Enclosure, Castlehill, Co. Mayo
Co. Mayo |
Enclosures
On the former demesne lands of Castlehill House in County Mayo, there is a circular earthwork that nobody can quite explain.
It sits on the south-western side of a narrow gravel ridge, a slightly raised and flat-topped ring roughly twenty-four metres across, defined by a low scarp that barely reaches forty centimetres in height. A mortared stone wall encircles it at a little distance, oak trees ring the inner scarp, and a few Scots pine grow inside among the stumps of others long since felled. The structure is tidy in its geometry and utterly ambiguous in its purpose.
The 1838 Ordnance Survey six-inch map recorded it simply as a circular enclosure, offering no interpretation.
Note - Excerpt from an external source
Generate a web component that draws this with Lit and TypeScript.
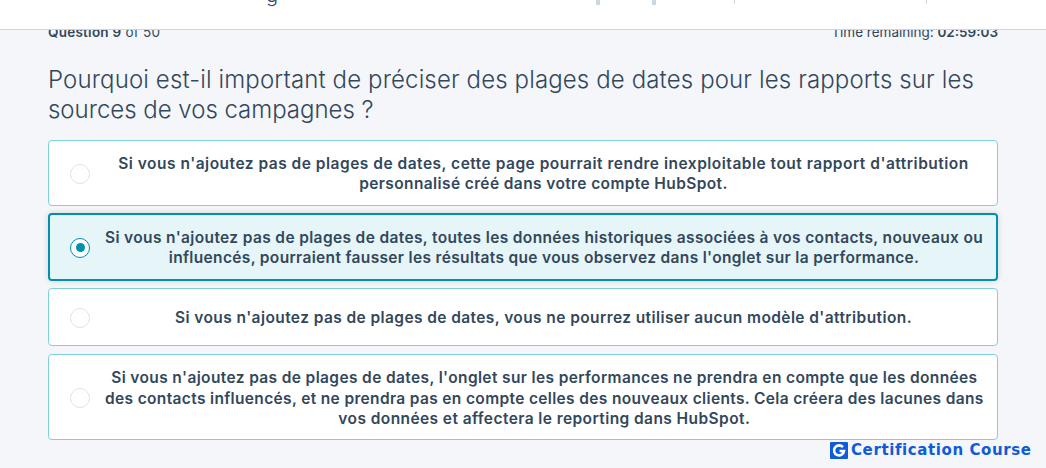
import { LitElement, html, css } from "lit";
import { customElement } from "lit/decorators.js";

type Line = [string, number];
const OPTIONS: { lines: Line[]; h: number; sel?: boolean }[] = [
  { lines: [["Si vous n'ajoutez pas de plages de dates, cette page pourrait rendre inexploitable tout rapport d'attribution", 0.5], ["personnalisé créé dans votre compte HubSpot.", 0.39]], h: 66 },
  { lines: [["Si vous n'ajoutez pas de plages de dates, toutes les données historiques associées à vos contacts, nouveaux ou", 0.36], ["influencés, pourraient fausser les résultats que vous observez dans l'onglet sur la performance.", 0.34]], h: 68, sel: true },
  { lines: [["Si vous n'ajoutez pas de plages de dates, vous ne pourrez utiliser aucun modèle d'attribution.", 0.41]], h: 58 },
  { lines: [["Si vous n'ajoutez pas de plages de dates, l'onglet sur les performances ne prendra en compte que les données", 0.37], ["des contacts influencés, et ne prendra pas en compte celles des nouveaux clients. Cela créera des lacunes dans", 0.35], ["vos données et affectera le reporting dans HubSpot.", 0.42]], h: 86 },
];

@customElement("app-root")
export class AppRoot extends LitElement {
  static styles = css`
    :host { display: block; width: 1046px; height: 468px; overflow: hidden; background: #f4f6fa; font-family: Inter, "Noto Sans", sans-serif; color: #33475b; position: relative; }
    .header { height: 29px; background: #fff; border-bottom: 1px solid #cbd6e2; position: relative; z-index: 1; }
    .tick { position: absolute; top: 0; background: #cbd6e2; }
    .descender { position: absolute; top: -15px; left: 266px; font-size: 20px; line-height: 20px; font-weight: 300; }
    .main { padding: 0 48px; }
    .meta { display: flex; justify-content: space-between; font-size: 13.5px; line-height: 18px; margin-top: -7px; font-weight: 400; }
    .meta b { font-weight: 600; }
    .q { letter-spacing: 0.25px; }
    h1 { margin: 24px 0 15px; font-size: 24px; line-height: 30px; letter-spacing: 0.13px; font-weight: 300; white-space: nowrap; }
    .l2 { letter-spacing: -0.02px; }
    .list { display: flex; flex-direction: column; gap: 7px; }
    .opt { box-sizing: border-box; display: flex; align-items: center; background: #fff; border: 1px solid #7fd1de; border-radius: 4px; padding: 0 15px 0 21px; }
    .opt:last-child { margin-top: 1px; }
    .opt.sel { background: #e5f5f8; border: 2px solid #0091ae; padding: 0 14px 0 20px; box-shadow: 0 0 6px rgba(0,0,0,.14); }
    .radio { flex: none; box-sizing: border-box; width: 20px; height: 20px; margin-top: 1px; border-radius: 50%; border: 1.5px solid #dbe3ec; background: #fff; display: flex; align-items: center; justify-content: center; }
    .sel .radio { border: 1.5px solid #0091ae; }
    .dot { width: 9px; height: 9px; border-radius: 50%; background: #0091ae; }
    .txt { flex: 1; text-align: center; font-size: 15.5px; line-height: 20.5px; font-weight: 600; padding: 2px 0 0 15px; white-space: nowrap; }
    .opt:last-child .txt { padding-top: 4px; }
    .brand { position: absolute; left: 830px; top: 441px; display: flex; align-items: center; gap: 3px; color: #0f5bd8; font-family: "DejaVu Sans", sans-serif; font-size: 15px; letter-spacing: 0.6px; font-weight: 700; line-height: 18px; }
    .brand svg { display: block; }
  `;
  render() {
    return html`
      <div class="header">
        <span class="descender">g</span>
        <span class="tick" style="left:596px;width:4px;height:5px"></span>
        <span class="tick" style="left:652px;width:4px;height:5px"></span>
        <span class="tick" style="left:734px;width:1px;height:4px"></span>
        <span class="tick" style="left:926px;width:1px;height:4px"></span>
      </div>
      <div class="main">
        <div class="meta"><span class="q"><b>Question 9</b> of 50</span><span>Time remaining: <b>02:59:03</b></span></div>
        <h1>Pourquoi est-il important de préciser des plages de dates pour les rapports sur les<br><span class="l2">sources de vos campagnes ?</span></h1>
        <div class="list">
          ${OPTIONS.map(o => html`
            <div class="opt ${o.sel ? "sel" : ""}" style="height:${o.h}px">
              <span class="radio">${o.sel ? html`<span class="dot"></span>` : ""}</span>
              <div class="txt">${o.lines.map(([t, ls]) => html`<div style="letter-spacing:${ls}px">${t}</div>`)}</div>
            </div>`)}
        </div>
      </div>
      <div class="brand">
        <svg width="18" height="17" viewBox="0 0 18 17"><rect width="18" height="17" rx="1" fill="#0f5bd8"/><path d="M12.9 5.2A5 5 0 1 0 14 9H9.5" fill="none" stroke="#fff" stroke-width="2.6"/></svg>
        <span>Certification Course</span>
      </div>
    `;
  }
}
By the 1922 edition, the interior had been walled off and planted with trees, suggesting that whoever managed the Castlehill estate at that point had decided the feature was more useful as an ornamental tree-ring than whatever it had been before. The question is whether they were repurposing something genuinely ancient or creating a landscape feature from scratch. A rath, the Irish term for a roughly circular earthen enclosure typically associated with early medieval settlement and farmsteads, would leave precisely this kind of low, rounded footprint after centuries of weathering. The scarp and the few protruding stones along its rim are consistent with that reading. But they are also consistent with a purely decorative planting feature built to give structure to a nineteenth-century demesne landscape. No excavation has resolved the matter, and the two possibilities have never been ruled out. The enclosure sits in that uncomfortable space between prehistory and garden design, and the ground itself is not talking.